India has announced it is dropping its 20% retaliatory apple tariffs.
The President and CEO of USApple says this means so much to northwest growers.
“When the U.S. imposed the steel aluminum tariffs in 2018 in the spring, India had overtaken Canada as our second largest apple export market and it was growing fast,” says Jim Bair. “Exports of apples, principally from Washington state to India, went from second largest market and growing, to just basically a sell-off the table and went almost to zero and that was costing, in five years, that cost about $600 million in lost sales for apple growers.”
Even with this win though, Bair says there is a lot of work left to do.

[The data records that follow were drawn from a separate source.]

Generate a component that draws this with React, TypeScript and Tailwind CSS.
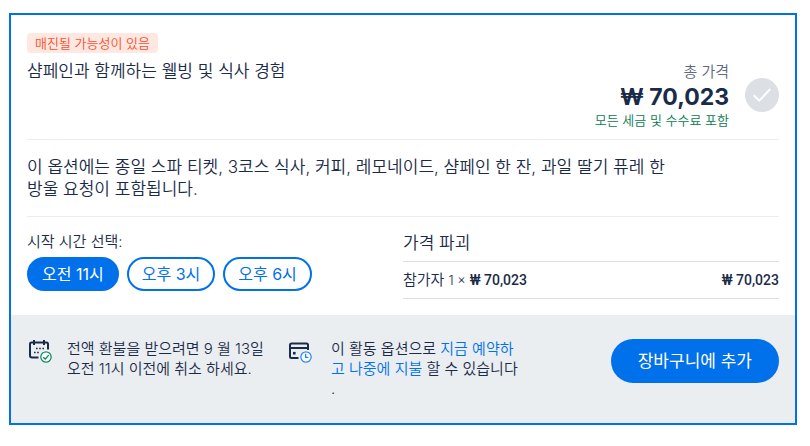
import { useState } from 'react'
import clsx from 'clsx'

const START_TIMES = ['오전 11시', '오후 3시', '오후 6시']

const PRICE = '₩ 70,023'

function CheckCircle() {
  return (
    <svg className="size-[34px] shrink-0" viewBox="0 0 34 34" fill="none" aria-hidden="true">
      <circle cx="17" cy="17" r="17" fill="#dcdfe4" />
      <path d="M8.7 17.3l5.6 5.4L25.3 11" stroke="#fff" strokeWidth="2" />
    </svg>
  )
}

function CalendarIcon() {
  return (
    <svg className="size-6 shrink-0" viewBox="0 0 24 24" fill="none" aria-hidden="true">
      <path d="M10.5 18.5H4a2 2 0 0 1-2-2V5a1.5 1.5 0 0 1 1.5-1.5h15A1.5 1.5 0 0 1 20 5v5.5" stroke="#1a2b49" strokeWidth="2" />
      <path d="M6 1v5M16 1v5" stroke="#1a2b49" strokeWidth="2" />
      <path d="M8 9.5h1.6M11.2 9.5h1.6M14.4 9.5H16M6 13.5h1.6M9.2 13.5h1.6" stroke="#1a2b49" strokeWidth="1.6" />
      <circle cx="18" cy="18" r="6.5" fill="#fff" />
      <circle cx="18" cy="18" r="5.2" stroke="#098a5b" strokeWidth="1.3" />
      <path d="M15.3 18.3l1.9 1.8 3.5-4" stroke="#098a5b" strokeWidth="1.4" />
    </svg>
  )
}

function CardIcon() {
  return (
    <svg className="size-6 shrink-0" viewBox="0 0 24 24" fill="none" aria-hidden="true">
      <path d="M10.5 19H3.5A1.5 1.5 0 0 1 2 17.5V6a1.5 1.5 0 0 1 1.5-1.5h15A1.5 1.5 0 0 1 20 6v5" stroke="#1a2b49" strokeWidth="2" />
      <path d="M2 9h18" stroke="#1a2b49" strokeWidth="2" />
      <path d="M5 14.2h2.6" stroke="#1a2b49" strokeWidth="2.6" />
      <circle cx="18" cy="18" r="6.5" fill="#fff" />
      <circle cx="18" cy="18" r="5.2" stroke="#2b86ee" strokeWidth="1.3" />
      <path d="M17.6 14.8v3.6h2.8" stroke="#2b86ee" strokeWidth="1.4" />
    </svg>
  )
}

export default function App() {
  const [time, setTime] = useState(START_TIMES[0])

  return (
    <div className="pt-[13px] pr-[13px] pb-5 pl-[9px] font-['Inter','Noto_Sans_CJK_KR',sans-serif] font-[350] text-[#1a2b49]">
      <article className="border-2 border-[#0071eb] bg-white">
        <div className="px-4 pt-[18px] pb-4">
          {/* Header */}
          <header className="flex justify-between gap-4 border-b border-[#ebeef1] pb-[11px]">
            <div>
              <span className="block w-fit rounded-[4px] bg-[#ffe8e1] px-2 text-[13px] leading-5 text-[#fc4f2d]">
                매진될 가능성이 있음
              </span>
              <h2 className="mt-[7px] text-[17px] leading-[22px] font-[350]">샴페인과 함께하는 웰빙 및 식사 경험</h2>
            </div>
            <div className="mt-[29px] flex items-center gap-4">
              <div className="text-right">
                <p className="text-[15px] leading-5 text-[#63687a]">총 가격</p>
                <p className="text-[23px] leading-[30px] font-bold">{PRICE}</p>
                <p className="text-[13px] leading-4 text-[#077a51]">모든 세금 및 수수료 포함</p>
              </div>
              <CheckCircle />
            </div>
          </header>

          {/* Description */}
          <div className="border-b border-[#ebeef1] py-4">
            <p className="max-w-[648px] text-[17px] leading-[22px]">
              이 옵션에는 종일 스파 티켓, 3코스 식사, 커피, 레모네이드, 샴페인 한 잔, 과일 딸기 퓨레 한 방울 요청이 포함됩니다.
            </p>
          </div>

          {/* Start time + price breakdown */}
          <div className="grid grid-cols-2 pt-[15px]">
            <section>
              <h3 className="text-[15px] leading-5 font-[350]">시작 시간 선택:</h3>
              <div className="mt-[5px] flex gap-2">
                {START_TIMES.map((t) => (
                  <button
                    key={t}
                    onClick={() => setTime(t)}
                    className={clsx(
                      'rounded-full border-2 border-[#0071eb] px-[13px] text-[16px] leading-[30px] font-normal',
                      t === time ? 'bg-[#0071eb] text-white' : 'bg-white text-[#0071eb]'
                    )}
                  >
                    {t}
                  </button>
                ))}
              </div>
            </section>
            <section>
              <h3 className="text-[17px] leading-[22px] font-[350]">가격 파괴</h3>
              <table className="mt-[7px] w-full border-y border-[#dcdfe4] text-[13px] leading-5">
                <tbody>
                  <tr>
                    <th scope="row" className="flex items-center gap-1 py-2 text-left font-[350]">
                      <span className="text-[15px]">참가자</span>
                      <span>1 ×</span>
                      <span className="font-['Roboto','Noto_Sans_CJK_KR',sans-serif] text-[14px] font-medium">{PRICE}</span>
                    </th>
                    <td className="py-2 text-right font-['Roboto','Noto_Sans_CJK_KR',sans-serif] text-[14px] font-medium">
                      {PRICE}
                    </td>
                  </tr>
                </tbody>
              </table>
            </section>
          </div>
        </div>

        {/* Footer */}
        <footer className="flex items-start bg-[#ebeef1] py-6 pr-4 pl-[17px] text-[15px] leading-5">
          <CalendarIcon />
          <p className="ml-[15px] w-[200px]">전액 환불을 받으려면 9 월 13일 오전 11시 이전에 취소 하세요.</p>
          <div className="ml-[21px] flex gap-[19px]">
            <CardIcon />
            <p className="w-[190px] [line-break:anywhere]">
              이 활동 옵션으로 <a href="#reserve" className="text-[#0071eb]">지금 예약하고 나중에 지불</a> 할 수 있습니다.
            </p>
          </div>
          <button className="ml-auto h-11 rounded-full bg-[#0071eb] px-[27px] text-[17px] font-normal text-white">
            장바구니에 추가
          </button>
        </footer>
      </article>
    </div>
  )
}
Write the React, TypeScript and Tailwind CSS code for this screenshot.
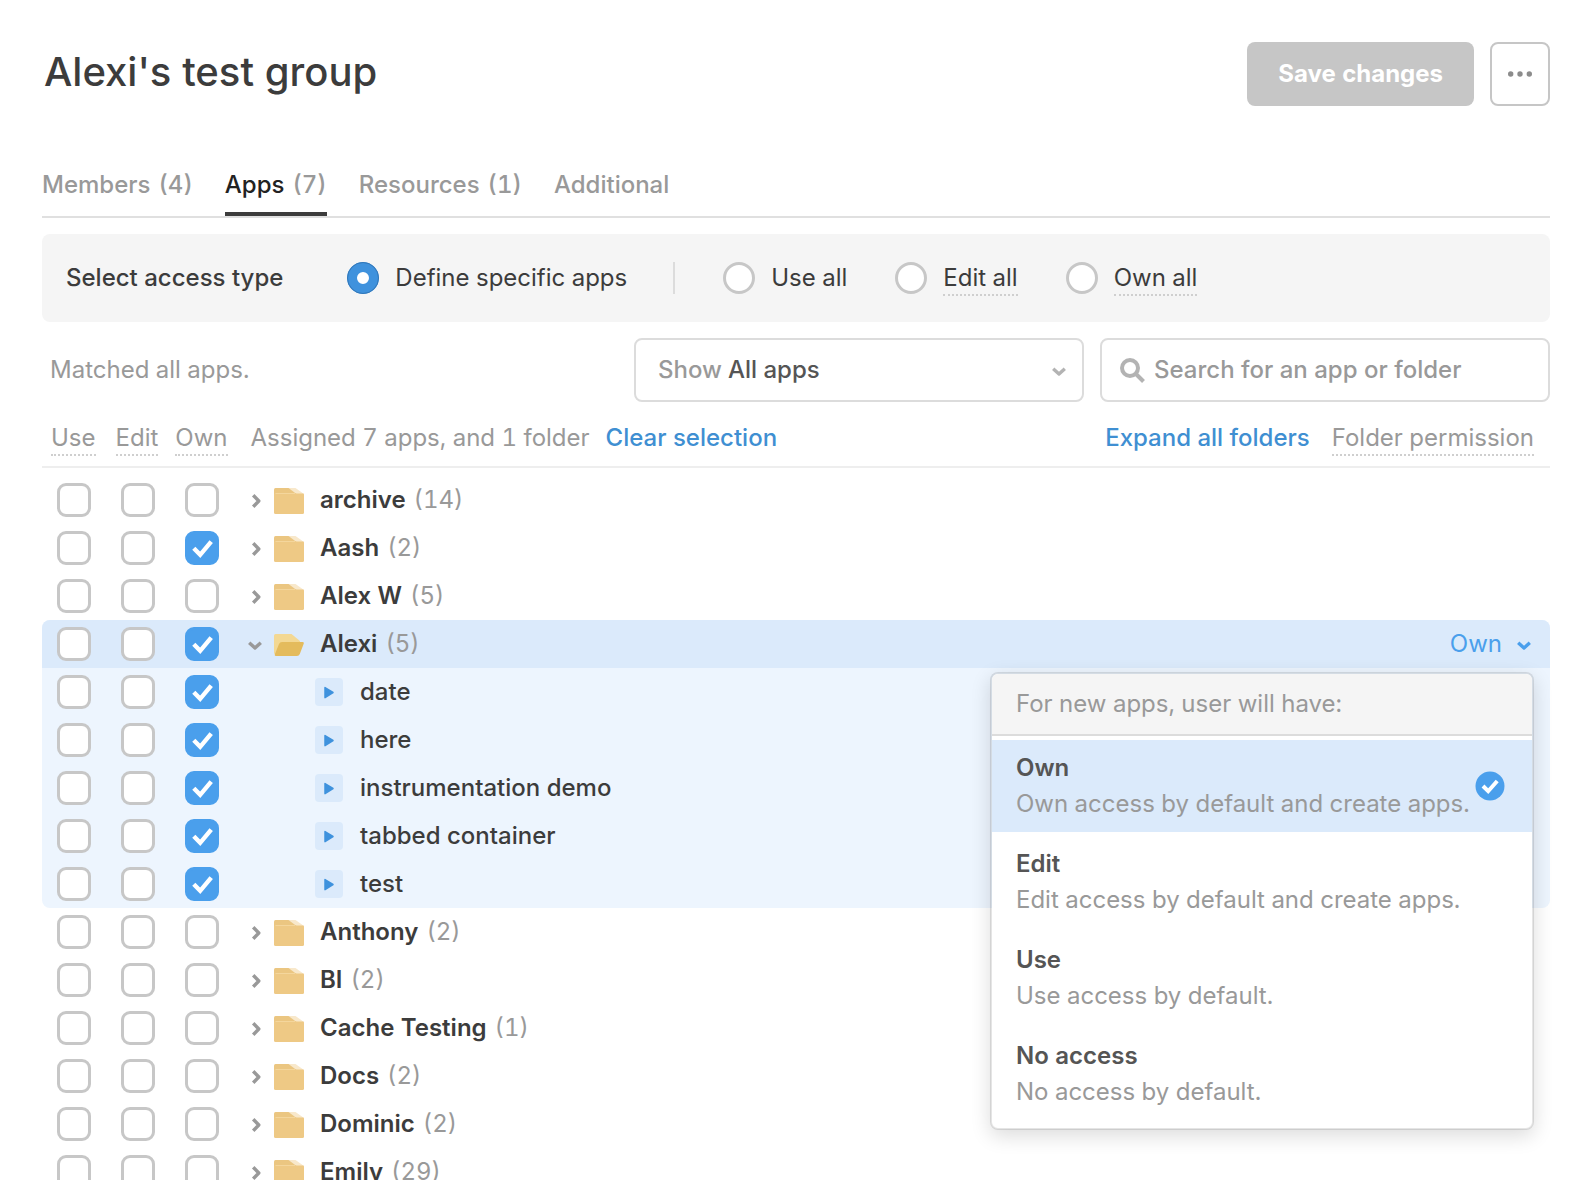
import { useState } from "react";

type Access = "use" | "edit" | "own";

type Folder = {
  name: string;
  count: number;
  own?: boolean;
  apps?: string[];
};

const ACCESS_COLUMNS: Access[] = ["use", "edit", "own"];

const TABS = [
  { label: "Members", count: 4 },
  { label: "Apps", count: 7 },
  { label: "Resources", count: 1 },
  { label: "Additional" },
];

const ACCESS_TYPES = [
  { id: "use-all", label: "Use all", hint: false },
  { id: "edit-all", label: "Edit all", hint: true },
  { id: "own-all", label: "Own all", hint: true },
];

const FOLDERS: Folder[] = [
  { name: "archive", count: 14 },
  { name: "Aash", count: 2, own: true },
  { name: "Alex W", count: 5 },
  {
    name: "Alexi",
    count: 5,
    own: true,
    apps: ["date", "here", "instrumentation demo", "tabbed container", "test"],
  },
  { name: "Anthony", count: 2 },
  { name: "BI", count: 2 },
  { name: "Cache Testing", count: 1 },
  { name: "Docs", count: 2 },
  { name: "Dominic", count: 2 },
  { name: "Emily", count: 29 },
];

const MENU_OPTIONS = [
  { label: "Own", description: "Own access by default and create apps." },
  { label: "Edit", description: "Edit access by default and create apps." },
  { label: "Use", description: "Use access by default." },
  { label: "No access", description: "No access by default." },
];

const ChevronDown = ({ className }: { className: string }) => (
  <svg viewBox="0 0 14 10" className={className} fill="none" stroke="currentColor" strokeWidth="3.4" aria-hidden="true">
    <path d="M1.2 1.8L7 7L12.8 1.8" strokeLinejoin="round" />
  </svg>
);

const ChevronRight = () => (
  <svg viewBox="0 0 10 14" className="mt-[2px] h-[14px] w-[10px]" fill="none" stroke="currentColor" strokeWidth="3.4" aria-hidden="true">
    <path d="M2.2 1.2L7.8 7L2.2 12.8" strokeLinejoin="round" />
  </svg>
);

const FolderIcon = () => (
  <svg viewBox="0 0 30 26" className="mt-[2px] h-[26px] w-[30px]" aria-hidden="true">
    <path d="M13 0H21.5L30 6V8H13Z" fill="#f8e8cb" />
    <path d="M1.5 0H14.5L22.5 6H0V1.5Q0 0 1.5 0Z" fill="#ebc681" />
    <path d="M0 5.5H29Q30 5.5 30 6.5V24.5Q30 26 28.5 26H1.5Q0 26 0 24.5Z" fill="#eec985" />
    <path d="M1.5 5.5H21" stroke="#f4d69c" strokeWidth="1" />
  </svg>
);

const FolderOpenIcon = () => (
  <svg viewBox="0 0 30 22" className="mt-[2px] h-[22px] w-[30px]" aria-hidden="true">
    <path d="M1.5 0H17.5L26 7V10L6 20H1Q0 20 0 19V1.5Q0 0 1.5 0Z" fill="#f3d893" />
    <path d="M8 8H28.5Q30.3 8 29.7 9.7L25.8 20Q25 22 23 22H2Q0.3 22 0.8 20.4L5 10Q5.8 8 8 8Z" fill="#e4bb5c" />
  </svg>
);

const AppIcon = () => (
  <svg viewBox="0 0 28 28" className="h-7 w-7" aria-hidden="true">
    <rect width="28" height="28" rx="4" fill="#dbeafb" />
    <path d="M10 9.6L18 14.5L10 19.6Z" fill="#3f92dd" stroke="#3f92dd" strokeWidth="1.5" strokeLinejoin="round" />
  </svg>
);

const AccessCheckbox = ({ label, initial }: { label: string; initial: boolean }) => {
  const [checked, setChecked] = useState(initial);

  return (
    <span className="grid h-[34px] w-[34px]">
      <input
        type="checkbox"
        aria-label={label}
        checked={checked}
        onChange={() => setChecked(!checked)}
        className="col-start-1 row-start-1 h-[34px] w-[34px] appearance-none rounded-[9px] border-3 border-[#c7c7c7] bg-white checked:border-[#4a9fec] checked:bg-[#4a9fec]"
      />
      {checked ? (
        <svg
          viewBox="0 0 34 34"
          className="pointer-events-none col-start-1 row-start-1"
          fill="none"
          stroke="white"
          strokeWidth="4.4"
          aria-hidden="true"
        >
          <path d="M8.8 17.2L15.2 23.8L26.2 10.6" />
        </svg>
      ) : null}
    </span>
  );
};

const AccessBoxes = ({ name, own }: { name: string; own: boolean }) => (
  <div className="flex w-[193px] shrink-0 gap-[30px] pl-[15px]">
    {ACCESS_COLUMNS.map((access) => (
      <AccessCheckbox key={access} label={`${name}: ${access}`} initial={access === "own" && own} />
    ))}
  </div>
);

const PermissionMenu = ({ value, onSelect }: { value: string; onSelect: (value: string) => void }) => (
  <div
    role="menu"
    className="absolute top-[52px] right-4 z-10 w-[544px] overflow-hidden rounded-lg border-2 border-black/10 bg-white bg-clip-padding shadow-[0_6px_20px_rgba(0,0,0,0.14)]"
  >
    <p className="flex h-[62px] items-center border-b-2 border-[#dcdcdc] bg-[#f5f5f5] px-6 text-[#999]">
      For new apps, user will have:
    </p>
    <div className="flex flex-col gap-1 pt-1 pb-2">
      {MENU_OPTIONS.map((option) => {
        const selected = option.label === value;
        return (
          <button
            key={option.label}
            type="button"
            role="menuitemradio"
            aria-checked={selected}
            onClick={() => onSelect(option.label)}
            className={[
              "flex h-[92px] items-center justify-between pr-[27px] pl-6 text-left leading-9 whitespace-nowrap",
              selected ? "bg-[#dbeafb]" : "bg-white",
            ].join(" ")}
          >
            <span>
              <span className="block font-semibold text-[#555]">{option.label}</span>
              <span className="block text-[#999]">{option.description}</span>
            </span>
            {selected ? (
              <svg viewBox="0 0 30 30" className="h-[30px] w-[30px] shrink-0" fill="none" aria-hidden="true">
                <circle cx="15" cy="15" r="14.5" fill="#4a9fec" />
                <path d="M8 15L13.2 20.2L22.2 10" stroke="white" strokeWidth="4" />
              </svg>
            ) : null}
          </button>
        );
      })}
    </div>
  </div>
);

const FolderRow = ({ folder }: { folder: Folder }) => {
  const [permission, setPermission] = useState("Own");
  const open = Boolean(folder.apps);

  return (
    <li className={open ? "relative rounded-lg bg-[#edf5fe]" : ""}>
      <div className={["flex h-12 items-center", open ? "rounded-t-lg bg-[#dbeafb]" : ""].join(" ")}>
        <AccessBoxes name={folder.name} own={Boolean(folder.own)} />
        <button
          type="button"
          aria-expanded={open}
          aria-label={`Toggle ${folder.name}`}
          className="ml-3 flex h-8 w-[27px] items-center justify-start pl-1 text-[#999]"
        >
          {open ? <ChevronDown className="-ml-[3px] mt-1 h-[10px] w-[14px]" /> : <ChevronRight />}
        </button>
        {open ? <FolderOpenIcon /> : <FolderIcon />}
        <span className="ml-4 font-semibold text-[#3c3c3c]">{folder.name}</span>
        <span className="ml-2 text-[#999]">({folder.count})</span>
        {open ? (
          <button type="button" aria-haspopup="menu" className="ml-auto flex items-center gap-[15px] pr-[19px] text-[#4a9fec]">
            {permission}
            <ChevronDown className="mt-1 h-[10px] w-[14px]" />
          </button>
        ) : null}
      </div>

      {folder.apps ? (
        <ul>
          {folder.apps.map((app) => (
            <li key={app} className="flex h-12 items-center">
              <AccessBoxes name={app} own />
              <span className="ml-20 flex items-center gap-[17px] font-medium text-[#3c3c3c]">
                <AppIcon />
                {app}
              </span>
            </li>
          ))}
        </ul>
      ) : null}

      {open ? <PermissionMenu value={permission} onSelect={setPermission} /> : null}
    </li>
  );
};

const radioClass =
  "h-8 w-8 appearance-none rounded-full border-3 border-[#c7c7c7] bg-white checked:border-[10px] checked:border-[#3f92dd] checked:outline-1 checked:-outline-offset-1 checked:outline-[#3478b8]";

const hintClass = "border-b-2 border-dotted border-[#cfcfcf]";

export default function App() {
  const [tab, setTab] = useState("Apps");
  const [accessType, setAccessType] = useState("specific");

  return (
    <main className="h-screen overflow-hidden bg-white px-[42px] pt-[42px] font-[Inter,sans-serif] text-2xl leading-8 tabular-nums">
      <header className="flex items-start">
        <h1 className="pl-[2px] text-[40px] leading-[60px] font-medium text-[#3c3c3c]">Alexi's test group</h1>
        <button
          type="button"
          className="ml-auto flex h-16 items-center rounded-lg bg-[#c6c6c6] px-[31px] font-bold text-white"
        >
          Save changes
        </button>
        <button
          type="button"
          aria-label="More actions"
          className="ml-4 flex h-16 w-[60px] items-center justify-center rounded-lg border-2 border-[#c6c6c6] text-[#8c8c8c]"
        >
          <svg viewBox="0 0 24 6" className="h-[6px] w-6" fill="currentColor" aria-hidden="true">
            <circle cx="2.7" cy="3" r="2.7" />
            <circle cx="12" cy="3" r="2.7" />
            <circle cx="21.3" cy="3" r="2.7" />
          </svg>
        </button>
      </header>

      <nav className="mt-[46px] flex gap-8 border-b-2 border-[#e0e0e0]">
        {TABS.map(({ label, count }) => (
          <button
            key={label}
            type="button"
            onClick={() => setTab(label)}
            className={[
              "flex h-16 items-center gap-2 border-b-4 pt-[6px] font-medium",
              tab === label ? "border-[#3c3c3c] text-[#222]" : "border-transparent text-[#999]",
            ].join(" ")}
          >
            {label}
            {count ? <span className="text-[#999]">({count})</span> : null}
          </button>
        ))}
      </nav>

      <fieldset className="mt-4 flex h-[88px] items-center rounded-lg bg-[#f5f5f5] px-6 text-[#3c3c3c]">
        <span className="mr-16 font-medium">Select access type</span>
        <label className="flex items-center gap-4">
          <input
            type="radio"
            name="access-type"
            checked={accessType === "specific"}
            onChange={() => setAccessType("specific")}
            className={radioClass}
          />
          Define specific apps
        </label>
        <span className="ml-[46px] h-8 w-[2px] bg-[#dcdcdc]" />
        {ACCESS_TYPES.map(({ id, label, hint }) => (
          <label key={id} className="ml-12 flex items-center gap-4">
            <input
              type="radio"
              name="access-type"
              checked={accessType === id}
              onChange={() => setAccessType(id)}
              className={radioClass}
            />
            <span className={hint ? `${hintClass} pt-[2px]` : ""}>{label}</span>
          </label>
        ))}
      </fieldset>

      <div className="mt-4 flex items-center gap-4">
        <p className="flex-1 pl-2 text-[#999]">Matched all apps.</p>
        <div className="flex h-16 w-[450px] items-center rounded-lg border-2 border-[#dcdcdc] pr-4 pl-[22px] font-medium">
          <label htmlFor="app-filter" className="text-[#999]">
            Show
          </label>
          <select id="app-filter" className="ml-[6px] flex-1 appearance-none bg-transparent text-[#555]">
            <option>All apps</option>
          </select>
          <ChevronDown className="pointer-events-none mt-1 h-[10px] w-[14px] text-[#b3b3b3]" />
        </div>
        <label className="flex h-16 w-[450px] items-center gap-[9px] rounded-lg border-2 border-[#dcdcdc] px-[18px]">
          <svg viewBox="0 0 25 25" className="h-[25px] w-[25px] shrink-0 text-[#b3b3b3]" fill="none" stroke="currentColor" strokeWidth="4" aria-hidden="true">
            <circle cx="10" cy="10" r="8" />
            <path d="M15.5 15.5L23.5 23.5" />
          </svg>
          <input
            type="search"
            aria-label="Search for an app or folder"
            placeholder="Search for an app or folder"
            className="w-full font-medium outline-none placeholder:text-[#999]"
          />
        </label>
      </div>

      <div className="mt-5 flex h-[46px] items-start border-b-2 border-[#eee] pr-4 pl-[9px] whitespace-nowrap text-[#999]">
        <span className={hintClass}>Use</span>
        <span className={`${hintClass} ml-5`}>Edit</span>
        <span className={`${hintClass} ml-[17px]`}>Own</span>
        <span className="ml-[23px]">Assigned 7 apps, and 1 folder</span>
        <button type="button" className="ml-4 font-medium text-[#3f8fd2]">
          Clear selection
        </button>
        <button type="button" className="ml-auto font-medium text-[#3f8fd2]">
          Expand all folders
        </button>
        <span className={`${hintClass} ml-[22px]`}>Folder permission</span>
      </div>

      <ul className="mt-2">
        {FOLDERS.map((folder) => (
          <FolderRow key={folder.name} folder={folder} />
        ))}
      </ul>
    </main>
  );
}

“Sales still have to be made. It’s not like India went without apples for five years. There were other countries who were more than happy to swoop in and fill the vacuum that we left. So, now we’ve got to compete against some countries that have a much lower cost of production,” says Bair. “Countries like Iran and Turkey and places that aren’t particularly, you know, easy to compete against with their low-cost structures. Maybe the really hard work begins now in trying to make the sales and get back in there. But at least the issue is on the table, and we have an opportunity to compete, whereas for the last five years we had not had that opportunity.”
Bair says this particularly good news for red delicious growers as the popularity for the apple has been declining in the U.S. Whereas, India would take $120 million worth of them each year.